Les deux journalistes mettent plusieurs mois à authentifier les documents, puis à les traduire. Ils en tirent finalement un document en français long de 12 pages, disponibles sur les sites de RFI et "Libération". "On a retenu plusieurs choses de cette feuille de route, explique sur l'antenne de FRANCE 24 Nicolas Champeaux. Tout d’abord, le document est très bien structuré, très bien organisé, ce qui prouve que les 'fous d’Allah' savent prendre le temps de la réflexion. C’est un document qui a été débattu, annoté, qui est très facilement lisible : il est articulé en six chapitres."
"Gagner le cœur des populations"
Ensuite, en filigrane tout au long du document, l’émir d’Aqmi Abdelmalek Droukdel apparaît sans véritable prise sur le terrain, sur les hommes qui s’y trouvent et sur l’évolution de la situation. "[Abdelmalek Droukdel] écrit de Kabylie, il n’a jamais mis les pieds au Mali pendant les 10 mois qu’a duré l’occupation [islamiste], explique Nicolas Champeaux. On découvre dans le document qu’il opère une réelle inflexion [de sa politique], c’est-à-dire qu’il saisit l’opportunité de gérer un territoire. C’est une opportunité qu’il aurait peut-être considérée avec mépris il y a 15 ans […] mais qui, après les Printemps arabes, lui paraît l’occasion de s’appuyer sur les populations. La tactique consiste à ne pas appliquer la charia tout de suite, mais à d’abord gagner le cœur et les esprits des populations."
Ainsi, dans sa feuille de route, Abdelmalek Droukdel suggère à ses lieutenants sur le terrain de ne pas directement faire apparaître Aqmi dans les instances gouvernant la région après qu’ils en ont pris le contrôle, afin de ne pas provoquer une réaction hostile des populations et de la communauté internationale. "L'intervention étrangère sera imminente et rapide si nous avons la main sur le gouvernement et si notre influence s'affirme clairement, écrit Abdelmalek Droukdel.
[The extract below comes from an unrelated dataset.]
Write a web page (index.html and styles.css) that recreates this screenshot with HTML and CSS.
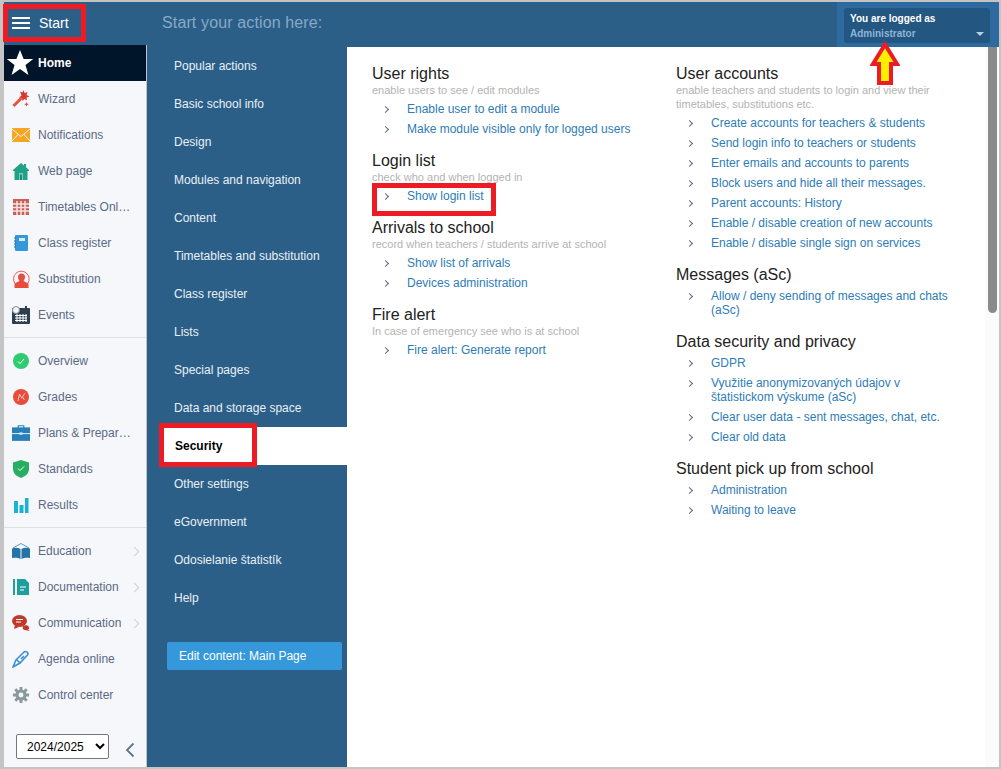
FILE: index.html

```html
<!DOCTYPE html>
<html lang="en">
<head>
  <meta charset="UTF-8" />
  <title>Security</title>
  <link rel="stylesheet" href="styles.css">
</head>
<body>
<div class="app">
  <div class="topbar">
    <div class="start">
      <div class="burger"><span></span><span></span><span></span></div>
      <span>Start</span>
    </div>
    <div class="action-hint">Start your action here:</div>
    <div class="user-wrap">
      <div class="user-box">
        <div class="user-title">You are logged as</div>
        <div class="user-name">Administrator</div>
        <div class="user-caret"></div>
      </div>
    </div>
  </div>

  <div class="main">
    <div class="sidebar">
      <div class="side-item home">
        <svg class="ico-home" viewBox="0 0 28 28"><path fill="#fff" d="M14 1l3.600 9h9.600l-7.700 6 2.900 10L14 20l-8.400 6 2.900-10L.8 10h9.600z"/></svg>
        <span>Home</span>
      </div>
      <div class="side-group">
        <div class="side-item">
          <svg class="ico" viewBox="0 0 18 18"><path stroke="#e8503f" stroke-width="3" d="M1.500 16L9.500 8"/><path fill="#d63c2e" d="M11.500 0l1 3 3-1-1 3 3 1.500-3 1 .5 3-2.500-1.500-2 2-.5-3-3-.5 2.500-2L8 1.500l2.500 1z"/><path fill="#e8503f" d="M14.500 12l.7 1.600 1.600.7-1.600.7-.7 1.600-.7-1.600-1.600-.7 1.600-.7z"/></svg>
          <span class="label">Wizard</span>
        </div>
        <div class="side-item">
          <svg class="ico" viewBox="0 0 18 14"><rect width="18" height="14" fill="#f5a623"/><path fill="none" stroke="#fff" stroke-width=".9" d="M0 1l9 7.500L18 1M0 13l6.500-7M18 13l-6.500-7"/></svg>
          <span class="label">Notifications</span>
        </div>
        <div class="side-item">
          <svg class="ico" viewBox="0 0 18 18"><path fill="#1fa388" d="M9 1L1 8v1h1.500v9h13V9H17V8l-3-2.700V2h-2v1.500z"/><rect x="7" y="11" width="4" height="7" fill="#7fcdbb"/><rect x="8" y="12.500" width="2" height="5.500" fill="#178a73"/></svg>
          <span class="label">Web page</span>
        </div>
        <div class="side-item">
          <svg class="ico" viewBox="0 0 18 18"><rect x="1" y="1" width="16" height="16" fill="#c9605c"/><path stroke="#f6e3e1" stroke-width="1.500" d="M1 6h16M1 9.500h16M1 13h16M5 3v14M9 3v14M13 3v14"/></svg>
          <span class="label">Timetables Onl…</span>
        </div>
        <div class="side-item">
          <svg class="ico" viewBox="0 0 18 18"><rect x="3" y="1" width="13" height="16" rx="1" fill="#3498db"/><rect x="7" y="4" width="6" height="3" fill="#d6ecfa"/><path stroke="#1f6fa8" d="M2 4h2M2 7h2M2 10h2M2 13h2"/></svg>
          <span class="label">Class register</span>
        </div>
        <div class="side-item">
          <svg class="ico" viewBox="0 0 18 18"><path fill="#e74c3c" d="M9.500 3.500a3.500 3.500 0 013.500 3.500c0 1.800-1 3-1.500 4l5 2.500V18h-14v-4.500l5-2.500C7 10 6 8.800 6 7a3.500 3.500 0 013.500-3.500z"/><path fill="none" stroke="#e74c3c" stroke-width=".9" d="M3 13.500A7.800 7.800 0 1116 13"/></svg>
          <span class="label">Substitution</span>
        </div>
        <div class="side-item">
          <svg class="ico" viewBox="0 0 18 18"><rect y="2" width="18" height="16" rx="1" fill="#2c3e50"/><path stroke="#fff" d="M5 8v8M8 8v8M11 8v8M14 8v8M3 9.500h12M3 12h12M3 14.500h12"/><circle cx="4" cy="4" r="3.500" fill="#f6f7fa" stroke="#7f8c8d"/><rect x="13" width="2" height="4" fill="#2c3e50"/></svg>
          <span class="label">Events</span>
        </div>
      </div>
      <div class="side-group">
        <div class="side-item">
          <svg class="ico" viewBox="0 0 18 18"><circle cx="9" cy="9" r="8" fill="#2ecc71"/><path fill="none" stroke="#fff" d="M6 9.500l2 2 4-4.500"/></svg>
          <span class="label">Overview</span>
        </div>
        <div class="side-item">
          <svg class="ico" viewBox="0 0 18 18"><circle cx="9" cy="9" r="8" fill="#e74c3c"/><path fill="none" stroke="#fbd5d0" stroke-width=".9" d="M6 13l1.500-7 2.500 4.500M13 5l-2.500 4 2 3"/></svg>
          <span class="label">Grades</span>
        </div>
        <div class="side-item">
          <svg class="ico" viewBox="0 0 16 14"><path fill="none" stroke="#2980b9" d="M5.500 2.500V.5h5v2"/><rect y="2" width="16" height="12" fill="#2980b9"/><path stroke="#cfe5f5" d="M0 7.500h16"/><rect x="6.500" y="6.500" width="3" height="2" fill="#cfe5f5"/></svg>
          <span class="label">Plans &amp; Prepar…</span>
        </div>
        <div class="side-item">
          <svg class="ico" viewBox="0 0 18 18"><path fill="#27ae60" d="M9 0l8 2.500V9c0 4.500-4 7.500-8 9-4-1.500-8-4.500-8-9V2.500z"/><path fill="none" stroke="#fff" d="M6 8.500l2 2 4-4"/></svg>
          <span class="label">Standards</span>
        </div>
        <div class="side-item">
          <svg class="ico" viewBox="0 0 18 18"><path fill="#17b5d3" d="M2 5h4v12H2zM7.500 9h4v8h-4zM13 2h3.500v15H13z"/></svg>
          <span class="label">Results</span>
        </div>
      </div>
      <div class="side-group last">
        <div class="side-item">
          <svg class="ico" viewBox="0 0 18 16"><path fill="none" stroke="#2980b9" stroke-width=".8" d="M1 5l8-4.500L17 5"/><path fill="#2573a7" d="M0 5.500c3-1 6-1 8.500.5v10C6 14.500 3 14.500 0 15zM18 5.500c-3-1-6-1-8.500.5v10c2.500-1.500 5.500-1.500 8.500-1z"/></svg>
          <span class="label">Education</span>
          <span class="more"></span>
        </div>
        <div class="side-item">
          <svg class="ico" viewBox="0 0 18 18"><path fill="#1f9e9e" d="M1 1h2v16H1zM5 1h8l4 4v12H5z"/><path stroke="#fff" d="M8 9h6M8 12h4"/></svg>
          <span class="label">Documentation</span>
          <span class="more"></span>
        </div>
        <div class="side-item">
          <svg class="ico" viewBox="0 0 18 16"><ellipse cx="7.500" cy="6" rx="7.500" ry="6" fill="#c0392b"/><path fill="#c0392b" d="M3 10l-1 4 5-2zM11 11c2-1 5-1 6 1 .5 1 0 2-1 2.500l2 1.500-5-1c-2 0-3-2-2-4z"/><path stroke="#fff" d="M4 4.500h7M4 7h5"/></svg>
          <span class="label">Communication</span>
          <span class="more"></span>
        </div>
        <div class="side-item">
          <svg class="ico" viewBox="0 0 18 18"><path fill="none" stroke="#3d8fd6" stroke-width="1.600" d="M1 17l3-7L12 2c2-1.500 5 1 3.500 3L8 13zM5 10l3 3M9 9l3-3"/></svg>
          <span class="label">Agenda online</span>
        </div>
        <div class="side-item">
          <svg class="ico" viewBox="-1 -1 20 20"><circle cx="9" cy="9" r="4.500" fill="none" stroke="#8a9a9c" stroke-width="3.500"/><path stroke="#8a9a9c" stroke-width="3.200" d="M9 0v3.500M9 14.500V18M0 9h3.500M14.500 9H18M2.600 2.600l2.500 2.500M12.900 12.900l2.500 2.500M2.600 15.400l2.500-2.500M12.900 5.100l2.500-2.500"/></svg>
          <span class="label">Control center</span>
        </div>
      </div>
      <div class="side-foot">
        <select class="year"><option>2024/2025</option></select>
        <svg class="collapse" viewBox="0 0 10 16"><path fill="none" stroke="#5f7488" stroke-width="1.800" d="M8.500 1.500L2 8l6.500 6.500"/></svg>
      </div>
    </div>

    <div class="nav">
      <div class="nav-item">Popular actions</div>
      <div class="nav-item">Basic school info</div>
      <div class="nav-item">Design</div>
      <div class="nav-item">Modules and navigation</div>
      <div class="nav-item">Content</div>
      <div class="nav-item">Timetables and substitution</div>
      <div class="nav-item">Class register</div>
      <div class="nav-item">Lists</div>
      <div class="nav-item">Special pages</div>
      <div class="nav-item">Data and storage space</div>
      <div class="nav-item active">Security</div>
      <div class="nav-item">Other settings</div>
      <div class="nav-item">eGovernment</div>
      <div class="nav-item">Odosielanie štatistík</div>
      <div class="nav-item">Help</div>
      <div class="edit-btn">Edit content: Main Page</div>
    </div>

    <div class="content">
      <div class="col">
        <div class="sec">
          <h3>User rights</h3>
          <p class="sub">enable users to see / edit modules</p>
          <a class="lnk">Enable user to edit a module</a>
          <a class="lnk">Make module visible only for logged users</a>
        </div>
        <div class="sec">
          <h3>Login list</h3>
          <p class="sub">check who and when logged in</p>
          <a class="lnk">Show login list</a>
        </div>
        <div class="sec">
          <h3>Arrivals to school</h3>
          <p class="sub">record when teachers / students arrive at school</p>
          <a class="lnk">Show list of arrivals</a>
          <a class="lnk">Devices administration</a>
        </div>
        <div class="sec">
          <h3>Fire alert</h3>
          <p class="sub">In case of emergency see who is at school</p>
          <a class="lnk">Fire alert: Generate report</a>
        </div>
      </div>
      <div class="col">
        <div class="sec">
          <h3>User accounts</h3>
          <p class="sub">enable teachers and students to login and view their timetables, substitutions etc.</p>
          <a class="lnk">Create accounts for teachers &amp; students</a>
          <a class="lnk">Send login info to teachers or students</a>
          <a class="lnk">Enter emails and accounts to parents</a>
          <a class="lnk">Block users and hide all their messages.</a>
          <a class="lnk">Parent accounts: History</a>
          <a class="lnk">Enable / disable creation of new accounts</a>
          <a class="lnk">Enable / disable single sign on services</a>
        </div>
        <div class="sec">
          <h3>Messages (aSc)</h3>
          <a class="lnk">Allow / deny sending of messages and chats (aSc)</a>
        </div>
        <div class="sec">
          <h3>Data security and privacy</h3>
          <a class="lnk">GDPR</a>
          <a class="lnk">Využitie anonymizovaných údajov v štatistickom výskume (aSc)</a>
          <a class="lnk">Clear user data - sent messages, chat, etc.</a>
          <a class="lnk">Clear old data</a>
        </div>
        <div class="sec">
          <h3>Student pick up from school</h3>
          <a class="lnk">Administration</a>
          <a class="lnk">Waiting to leave</a>
        </div>
      </div>
    </div>

    <div class="scrollbar"><div class="thumb"></div></div>
  </div>
</div>

<!-- red / yellow marks drawn over the screenshot -->
<div class="mark mark-start"></div>
<div class="mark mark-security"></div>
<div class="mark mark-login"></div>
<svg class="mark-arrow" viewBox="0 0 30 44"><path fill="#ffee00" stroke="#ed1c24" stroke-width="4" d="M15 3.500L27 23H21V42H9V23H3z"/></svg>
</body>
</html>
```

FILE: styles.css

```css
* { box-sizing: border-box; }
html, body { margin: 0; height: 100%; overflow: hidden; }
body { font-family: "Liberation Sans", Arial, sans-serif; font-size: 12px; background: #c4c4c4; }

.app { height: 769px; padding: 2px 2px 2px 4px; display: flex; flex-direction: column; }

.topbar { height: 45px; background: #2c5f88; display: flex; align-items: flex-start; color: #fff; flex: none; }
.start { width: 143px; height: 41px; display: flex; align-items: center; font-size: 14px; padding-left: 8px; }
.burger { width: 18px; margin-right: 9px; display: flex; flex-direction: column; gap: 3px; }
.burger span { display: block; height: 2px; background: #fff; }
.action-hint { flex: 1; padding-left: 15px; font-size: 16px; letter-spacing: .13px; line-height: 41px; color: #86a9c6; }
.user-wrap { width: 162px; height: 100%; background: #2d6a9f; padding: 6px 9px 4px 7px; }
.user-box { position: relative; height: 35px; background: #235680; border-radius: 3px; padding: 4px 6px; font-size: 10px; line-height: 13px; }
.user-title { font-weight: bold; }
.user-name { font-weight: bold; color: #8db4d8; margin-top: 2px; }
.user-caret { position: absolute; right: 6px; bottom: 7px; border: 4px solid transparent; border-top: 4px solid #b9cfe2; border-bottom: 0; }

.main { flex: 1; display: flex; min-height: 0; }

.sidebar { width: 143px; flex: none; margin-top: -2px; background: #f6f7fa; border-right: 1px solid #c4c4c4; display: flex; flex-direction: column; }
.side-item { height: 36px; display: flex; align-items: center; color: #5a6a85; position: relative; }
.side-item .ico { width: 18px; height: 18px; margin: 0 8px 0 8px; flex: none; }
.side-item .label { white-space: nowrap; }
.home { background: #001529; color: #fff; font-weight: bold; }
.ico-home { width: 28px; height: 28px; margin: 0 4px 0 2px; }
.side-group { padding: 0 0 4px; border-bottom: 1px solid #dcdfe5; margin-bottom: 5px; }
.side-group.last { border-bottom: 0; }
.more { position: absolute; right: 8px; top: 15px; width: 7px; height: 7px; border-top: 1px solid #ccd0d6; border-right: 1px solid #ccd0d6; transform: rotate(45deg); }
.side-foot { margin-top: auto; height: 40px; display: flex; align-items: flex-start; padding: 7px 0 0 12px; }
.year { width: 93px; height: 25px; font-family: "Liberation Sans", Arial, sans-serif; font-size: 12px; background: #fff; border: 1px solid #767676; border-radius: 2px; padding-left: 6px; color: #000; }
.collapse { width: 10px; height: 16px; margin: 8px 0 0 16px; }

.nav { width: 200px; flex: none; background: #2c5f88; color: #e8f0f6; }
.nav-item { height: 38px; line-height: 38px; padding-left: 27px; white-space: nowrap; }
.nav-item.active { margin-left: 14px; padding-left: 14px; background: #fff; color: #000; font-weight: bold; }
.edit-btn { margin: 25px 5px 0 20px; height: 28px; line-height: 28px; padding-left: 12px; background: #3498db; border-radius: 2px; color: #fff; }

.content { flex: 1; background: #fff; display: flex; padding: 16px 0 0 25px; min-width: 0; }
.col { width: 304px; padding-right: 24px; }
.sec { margin-bottom: 11px; }
.sec h3 { margin: 0; height: 20px; font-size: 16px; font-weight: normal; line-height: 22px; color: #222; }
.sub { margin: 0 0 2px; font-size: 11px; line-height: 14px; color: #b3b3b3; }
.sec h3 + .lnk { margin-top: 2px; }
.lnk { display: block; position: relative; padding: 3px 0 3px 35px; line-height: 14px; color: #2e7cb8; }
.lnk::before { content: ""; position: absolute; left: 11px; top: 8px; width: 4px; height: 4px; border-top: 1px solid #5a6a85; border-right: 1px solid #5a6a85; transform: rotate(45deg); }

.scrollbar { width: 14px; flex: none; background: #fbfbfb; padding-left: 3px; }
.thumb { width: 9px; height: 266px; background: #8a8a8a; border-radius: 0 0 5px 5px; }

.mark { position: absolute; border: 5px solid #ed1c24; }
.mark-start { left: 3px; top: 4px; width: 83px; height: 38px; }
.mark-security { left: 159px; top: 423px; width: 98px; height: 44px; }
.mark-login { left: 372px; top: 183px; width: 124px; height: 33px; }
.mark-arrow { position: absolute; left: 870px; top: 41px; width: 30px; height: 44px; }
```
L'ennemi aura plus de difficulté à recourir à cette intervention si le gouvernement comprend la majorité de la population de l'Azawad, que dans le cas d'un gouvernement d'Al-Qaïda ou de tendance salafiste djihadiste." Ces instructions expliquent l’apparition d’Ansar Dine, une "création d’Aqmi pour apparaître sous un visage présentable", selon Nicolas Champeaux.
Aqmi reste nuisible au Mali
Les islamistes ne sont pour autant pas parvenus à éviter l’intervention étrangère. Ansar Dine a pris l’initiative de tenter de conquérir le sud du Mali, une stratégie contraire à ce que prône l’émir d’Aqmi dans la feuille de route. À en croire ce document, l’homme n’aurait même pas été informé des plans de ses lieutenants sur le terrain et aurait été mis devant le fait accompli.
Mais bien que la filiale d’Aqmi au Mali ait subi de lourdes pertes pendant l’opération Serval, elle conserve toutefois une réelle capacité de nuisance sur ce territoire, note Nicolas Champeaux. L’attentat meurtrier du 28 septembre dans une caserne de Tombouctou, revendiqué par Aqmi, en est une preuve flagrante. Comme le révèle le document trouvé par les journalistes, Abdelmalek Droukdel savait que "son expérience" au Nord-Mali risquait d’être courte, mais que ce "projet islamiste dans l’Azawad devait être considéré comme un nouveau-né qui doit passer par des étapes avant de grandir".
Et l’émir d’Al-Qaïda de préciser : "Si notre courte expérience n'aboutit qu'à des résultats positifs d'ampleur limitée et que notre projet venait à tomber à l'eau pour quelque raison que ce soit, nous nous contenterons du fait d'avoir planté une bonne graine dans un bon terreau que nous avons fertilisé avec un engrais qui aidera l'arbre à pousser et grandir jusqu'à devenir, nous l'espérons, haut et prospère, même si cela doit prendre du temps." De quoi donner des frissons au nouveau gouvernement malien.